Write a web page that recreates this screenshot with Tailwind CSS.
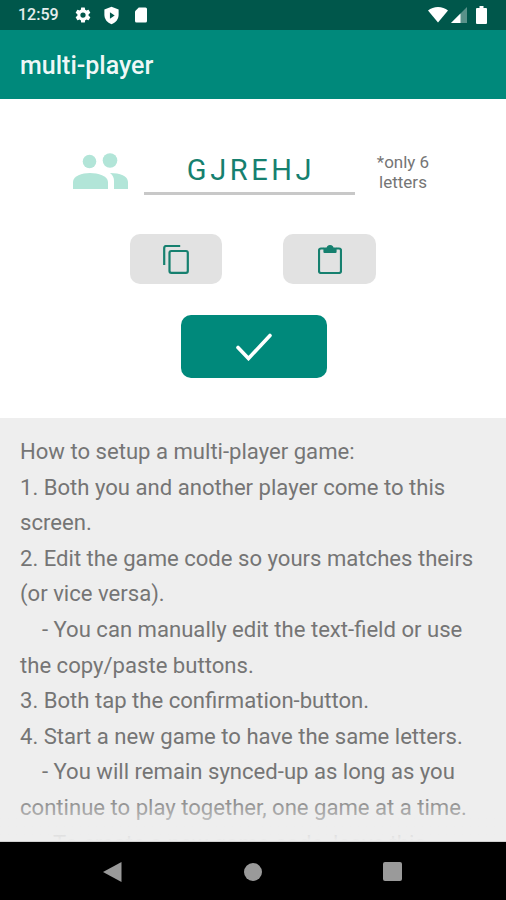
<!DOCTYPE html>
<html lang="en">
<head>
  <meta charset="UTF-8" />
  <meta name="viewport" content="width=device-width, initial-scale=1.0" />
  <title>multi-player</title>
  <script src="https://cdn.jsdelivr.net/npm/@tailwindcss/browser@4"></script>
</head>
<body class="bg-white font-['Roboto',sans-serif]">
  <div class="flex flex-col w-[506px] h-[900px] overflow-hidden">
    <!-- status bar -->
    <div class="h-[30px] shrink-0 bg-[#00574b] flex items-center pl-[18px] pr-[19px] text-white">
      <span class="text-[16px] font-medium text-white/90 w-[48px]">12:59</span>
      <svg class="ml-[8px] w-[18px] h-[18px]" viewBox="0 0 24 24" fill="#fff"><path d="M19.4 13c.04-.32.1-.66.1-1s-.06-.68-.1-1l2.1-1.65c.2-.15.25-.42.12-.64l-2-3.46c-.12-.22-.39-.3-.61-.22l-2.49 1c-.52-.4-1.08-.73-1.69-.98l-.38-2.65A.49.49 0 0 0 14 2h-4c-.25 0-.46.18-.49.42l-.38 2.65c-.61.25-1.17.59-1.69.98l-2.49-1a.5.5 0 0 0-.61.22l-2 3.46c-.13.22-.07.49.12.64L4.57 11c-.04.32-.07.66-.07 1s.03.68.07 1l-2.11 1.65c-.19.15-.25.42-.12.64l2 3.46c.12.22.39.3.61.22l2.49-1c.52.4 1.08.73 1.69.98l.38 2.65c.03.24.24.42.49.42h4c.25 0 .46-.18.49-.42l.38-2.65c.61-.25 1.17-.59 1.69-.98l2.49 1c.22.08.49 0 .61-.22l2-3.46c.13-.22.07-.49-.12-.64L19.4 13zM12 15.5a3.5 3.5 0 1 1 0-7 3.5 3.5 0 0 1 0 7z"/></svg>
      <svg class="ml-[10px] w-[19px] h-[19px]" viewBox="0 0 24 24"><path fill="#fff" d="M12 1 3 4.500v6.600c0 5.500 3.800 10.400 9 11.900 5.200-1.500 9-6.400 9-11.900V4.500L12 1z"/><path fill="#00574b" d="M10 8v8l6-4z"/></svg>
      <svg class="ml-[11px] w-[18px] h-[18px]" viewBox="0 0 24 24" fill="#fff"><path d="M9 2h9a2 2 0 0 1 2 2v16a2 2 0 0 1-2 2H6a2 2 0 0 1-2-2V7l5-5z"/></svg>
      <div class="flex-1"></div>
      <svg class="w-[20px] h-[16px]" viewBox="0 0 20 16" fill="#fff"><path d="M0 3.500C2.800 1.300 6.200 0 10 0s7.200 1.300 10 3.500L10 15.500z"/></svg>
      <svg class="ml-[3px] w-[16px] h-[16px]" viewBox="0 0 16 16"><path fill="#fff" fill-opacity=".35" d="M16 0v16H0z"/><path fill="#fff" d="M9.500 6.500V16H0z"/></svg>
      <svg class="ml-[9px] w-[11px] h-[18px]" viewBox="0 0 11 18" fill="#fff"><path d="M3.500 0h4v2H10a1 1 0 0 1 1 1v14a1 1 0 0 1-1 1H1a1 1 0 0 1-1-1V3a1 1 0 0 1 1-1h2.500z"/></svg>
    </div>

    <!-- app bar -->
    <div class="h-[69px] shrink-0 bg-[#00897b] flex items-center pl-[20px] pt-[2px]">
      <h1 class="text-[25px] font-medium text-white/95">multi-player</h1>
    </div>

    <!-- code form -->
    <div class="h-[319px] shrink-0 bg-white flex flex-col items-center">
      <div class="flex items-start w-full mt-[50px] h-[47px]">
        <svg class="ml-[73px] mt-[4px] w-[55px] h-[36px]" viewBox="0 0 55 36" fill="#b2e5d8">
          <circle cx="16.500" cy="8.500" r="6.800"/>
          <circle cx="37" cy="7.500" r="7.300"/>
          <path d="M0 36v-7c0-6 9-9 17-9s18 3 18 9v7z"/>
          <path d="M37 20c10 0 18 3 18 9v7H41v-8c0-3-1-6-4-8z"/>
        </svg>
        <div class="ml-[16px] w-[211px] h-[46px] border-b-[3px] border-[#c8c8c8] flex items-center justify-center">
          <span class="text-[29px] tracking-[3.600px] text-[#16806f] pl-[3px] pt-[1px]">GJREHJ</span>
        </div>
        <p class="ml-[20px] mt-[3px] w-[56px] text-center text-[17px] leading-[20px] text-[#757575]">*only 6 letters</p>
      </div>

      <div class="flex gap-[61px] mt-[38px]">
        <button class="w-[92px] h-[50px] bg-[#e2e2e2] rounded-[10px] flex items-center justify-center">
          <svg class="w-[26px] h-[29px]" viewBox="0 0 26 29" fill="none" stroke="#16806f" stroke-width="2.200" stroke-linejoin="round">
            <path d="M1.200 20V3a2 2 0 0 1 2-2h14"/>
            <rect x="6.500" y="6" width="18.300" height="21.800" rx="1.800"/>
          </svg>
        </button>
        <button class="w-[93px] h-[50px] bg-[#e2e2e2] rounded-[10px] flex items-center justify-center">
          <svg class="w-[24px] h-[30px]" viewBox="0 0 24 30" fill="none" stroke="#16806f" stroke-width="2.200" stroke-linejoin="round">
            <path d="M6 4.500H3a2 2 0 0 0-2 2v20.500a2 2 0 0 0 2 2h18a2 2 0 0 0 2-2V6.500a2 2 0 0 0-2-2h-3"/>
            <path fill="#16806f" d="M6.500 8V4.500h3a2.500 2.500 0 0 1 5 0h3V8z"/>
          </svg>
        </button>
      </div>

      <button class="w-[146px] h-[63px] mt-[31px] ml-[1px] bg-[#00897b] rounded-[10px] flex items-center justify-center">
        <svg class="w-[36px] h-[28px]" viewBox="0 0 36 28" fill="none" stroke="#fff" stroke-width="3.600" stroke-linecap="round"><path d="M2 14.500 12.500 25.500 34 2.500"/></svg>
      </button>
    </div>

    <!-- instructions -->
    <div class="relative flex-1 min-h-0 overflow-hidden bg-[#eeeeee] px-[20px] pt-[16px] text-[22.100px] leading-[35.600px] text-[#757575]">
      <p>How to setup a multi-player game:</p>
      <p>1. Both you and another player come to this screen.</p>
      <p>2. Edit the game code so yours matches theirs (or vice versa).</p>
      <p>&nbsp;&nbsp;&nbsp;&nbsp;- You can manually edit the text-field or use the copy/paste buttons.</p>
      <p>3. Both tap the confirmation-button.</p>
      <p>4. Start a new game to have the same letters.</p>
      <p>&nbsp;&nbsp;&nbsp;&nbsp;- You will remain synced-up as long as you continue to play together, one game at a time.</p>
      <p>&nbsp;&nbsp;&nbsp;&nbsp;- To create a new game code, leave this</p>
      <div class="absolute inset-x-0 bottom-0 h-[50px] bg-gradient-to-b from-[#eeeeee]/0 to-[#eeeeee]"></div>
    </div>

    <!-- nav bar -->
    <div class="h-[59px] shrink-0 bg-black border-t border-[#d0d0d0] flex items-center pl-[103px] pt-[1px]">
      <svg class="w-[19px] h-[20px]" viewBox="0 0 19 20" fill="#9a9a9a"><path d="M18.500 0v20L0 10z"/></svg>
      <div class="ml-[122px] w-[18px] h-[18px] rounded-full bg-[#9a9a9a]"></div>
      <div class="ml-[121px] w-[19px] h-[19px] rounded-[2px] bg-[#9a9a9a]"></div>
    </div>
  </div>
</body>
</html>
• • • •
Write out the whole listing exactly, and drop the pictures.

Write a web page that recreates this screenshot with Tailwind CSS.
<!DOCTYPE html>
<html lang="en">
<head>
  <meta charset="UTF-8" />
  <meta name="viewport" content="width=device-width, initial-scale=1.0" />
  <title>multi-player</title>
  <script src="https://cdn.jsdelivr.net/npm/@tailwindcss/browser@4"></script>
</head>
<body class="bg-white font-['Roboto',sans-serif]">
  <div class="flex flex-col w-[506px] h-[900px] overflow-hidden">
    <!-- status bar -->
    <div class="h-[30px] shrink-0 bg-[#00574b] flex items-center pl-[18px] pr-[19px] text-white">
      <span class="text-[16px] font-medium text-white/90 w-[48px]">12:59</span>
      <svg class="ml-[8px] w-[18px] h-[18px]" viewBox="0 0 24 24" fill="#fff"><path d="M19.4 13c.04-.32.1-.66.1-1s-.06-.68-.1-1l2.1-1.65c.2-.15.25-.42.12-.64l-2-3.46c-.12-.22-.39-.3-.61-.22l-2.49 1c-.52-.4-1.08-.73-1.69-.98l-.38-2.65A.49.49 0 0 0 14 2h-4c-.25 0-.46.18-.49.42l-.38 2.65c-.61.25-1.17.59-1.69.98l-2.49-1a.5.5 0 0 0-.61.22l-2 3.46c-.13.22-.07.49.12.64L4.57 11c-.04.32-.07.66-.07 1s.03.68.07 1l-2.11 1.65c-.19.15-.25.42-.12.64l2 3.46c.12.22.39.3.61.22l2.49-1c.52.4 1.08.73 1.69.98l.38 2.65c.03.24.24.42.49.42h4c.25 0 .46-.18.49-.42l.38-2.65c.61-.25 1.17-.59 1.69-.98l2.49 1c.22.08.49 0 .61-.22l2-3.46c.13-.22.07-.49-.12-.64L19.4 13zM12 15.5a3.5 3.5 0 1 1 0-7 3.5 3.5 0 0 1 0 7z"/></svg>
      <svg class="ml-[10px] w-[19px] h-[19px]" viewBox="0 0 24 24"><path fill="#fff" d="M12 1 3 4.500v6.600c0 5.500 3.800 10.400 9 11.900 5.200-1.500 9-6.400 9-11.900V4.500L12 1z"/><path fill="#00574b" d="M10 8v8l6-4z"/></svg>
      <svg class="ml-[11px] w-[18px] h-[18px]" viewBox="0 0 24 24" fill="#fff"><path d="M9 2h9a2 2 0 0 1 2 2v16a2 2 0 0 1-2 2H6a2 2 0 0 1-2-2V7l5-5z"/></svg>
      <div class="flex-1"></div>
      <svg class="w-[20px] h-[16px]" viewBox="0 0 20 16" fill="#fff"><path d="M0 3.500C2.800 1.300 6.200 0 10 0s7.200 1.300 10 3.500L10 15.500z"/></svg>
      <svg class="ml-[3px] w-[16px] h-[16px]" viewBox="0 0 16 16"><path fill="#fff" fill-opacity=".35" d="M16 0v16H0z"/><path fill="#fff" d="M9.500 6.500V16H0z"/></svg>
      <svg class="ml-[9px] w-[11px] h-[18px]" viewBox="0 0 11 18" fill="#fff"><path d="M3.500 0h4v2H10a1 1 0 0 1 1 1v14a1 1 0 0 1-1 1H1a1 1 0 0 1-1-1V3a1 1 0 0 1 1-1h2.500z"/></svg>
    </div>

    <!-- app bar -->
    <div class="h-[69px] shrink-0 bg-[#00897b] flex items-center pl-[20px] pt-[2px]">
      <h1 class="text-[25px] font-medium text-white/95">multi-player</h1>
    </div>

    <!-- code form -->
    <div class="h-[319px] shrink-0 bg-white flex flex-col items-center">
      <div class="flex items-start w-full mt-[50px] h-[47px]">
        <svg class="ml-[73px] mt-[4px] w-[55px] h-[36px]" viewBox="0 0 55 36" fill="#b2e5d8">
          <circle cx="16.500" cy="8.500" r="6.800"/>
          <circle cx="37" cy="7.500" r="7.300"/>
          <path d="M0 36v-7c0-6 9-9 17-9s18 3 18 9v7z"/>
          <path d="M37 20c10 0 18 3 18 9v7H41v-8c0-3-1-6-4-8z"/>
        </svg>
        <div class="ml-[16px] w-[211px] h-[46px] border-b-[3px] border-[#c8c8c8] flex items-center justify-center">
          <span class="text-[29px] tracking-[3.600px] text-[#16806f] pl-[3px] pt-[1px]">GJREHJ</span>
        </div>
        <p class="ml-[20px] mt-[3px] w-[56px] text-center text-[17px] leading-[20px] text-[#757575]">*only 6 letters</p>
      </div>

      <div class="flex gap-[61px] mt-[38px]">
        <button class="w-[92px] h-[50px] bg-[#e2e2e2] rounded-[10px] flex items-center justify-center">
          <svg class="w-[26px] h-[29px]" viewBox="0 0 26 29" fill="none" stroke="#16806f" stroke-width="2.200" stroke-linejoin="round">
            <path d="M1.200 20V3a2 2 0 0 1 2-2h14"/>
            <rect x="6.500" y="6" width="18.300" height="21.800" rx="1.800"/>
          </svg>
        </button>
        <button class="w-[93px] h-[50px] bg-[#e2e2e2] rounded-[10px] flex items-center justify-center">
          <svg class="w-[24px] h-[30px]" viewBox="0 0 24 30" fill="none" stroke="#16806f" stroke-width="2.200" stroke-linejoin="round">
            <path d="M6 4.500H3a2 2 0 0 0-2 2v20.500a2 2 0 0 0 2 2h18a2 2 0 0 0 2-2V6.500a2 2 0 0 0-2-2h-3"/>
            <path fill="#16806f" d="M6.500 8V4.500h3a2.500 2.500 0 0 1 5 0h3V8z"/>
          </svg>
        </button>
      </div>

      <button class="w-[146px] h-[63px] mt-[31px] ml-[1px] bg-[#00897b] rounded-[10px] flex items-center justify-center">
        <svg class="w-[36px] h-[28px]" viewBox="0 0 36 28" fill="none" stroke="#fff" stroke-width="3.600" stroke-linecap="round"><path d="M2 14.500 12.500 25.500 34 2.500"/></svg>
      </button>
    </div>

    <!-- instructions -->
    <div class="relative flex-1 min-h-0 overflow-hidden bg-[#eeeeee] px-[20px] pt-[16px] text-[22.100px] leading-[35.600px] text-[#757575]">
      <p>How to setup a multi-player game:</p>
      <p>1. Both you and another player come to this screen.</p>
      <p>2. Edit the game code so yours matches theirs (or vice versa).</p>
      <p>&nbsp;&nbsp;&nbsp;&nbsp;- You can manually edit the text-field or use the copy/paste buttons.</p>
      <p>3. Both tap the confirmation-button.</p>
      <p>4. Start a new game to have the same letters.</p>
      <p>&nbsp;&nbsp;&nbsp;&nbsp;- You will remain synced-up as long as you continue to play together, one game at a time.</p>
      <p>&nbsp;&nbsp;&nbsp;&nbsp;- To create a new game code, leave this</p>
      <div class="absolute inset-x-0 bottom-0 h-[50px] bg-gradient-to-b from-[#eeeeee]/0 to-[#eeeeee]"></div>
    </div>

    <!-- nav bar -->
    <div class="h-[59px] shrink-0 bg-black border-t border-[#d0d0d0] flex items-center pl-[103px] pt-[1px]">
      <svg class="w-[19px] h-[20px]" viewBox="0 0 19 20" fill="#9a9a9a"><path d="M18.500 0v20L0 10z"/></svg>
      <div class="ml-[122px] w-[18px] h-[18px] rounded-full bg-[#9a9a9a]"></div>
      <div class="ml-[121px] w-[19px] h-[19px] rounded-[2px] bg-[#9a9a9a]"></div>
    </div>
  </div>
</body>
</html>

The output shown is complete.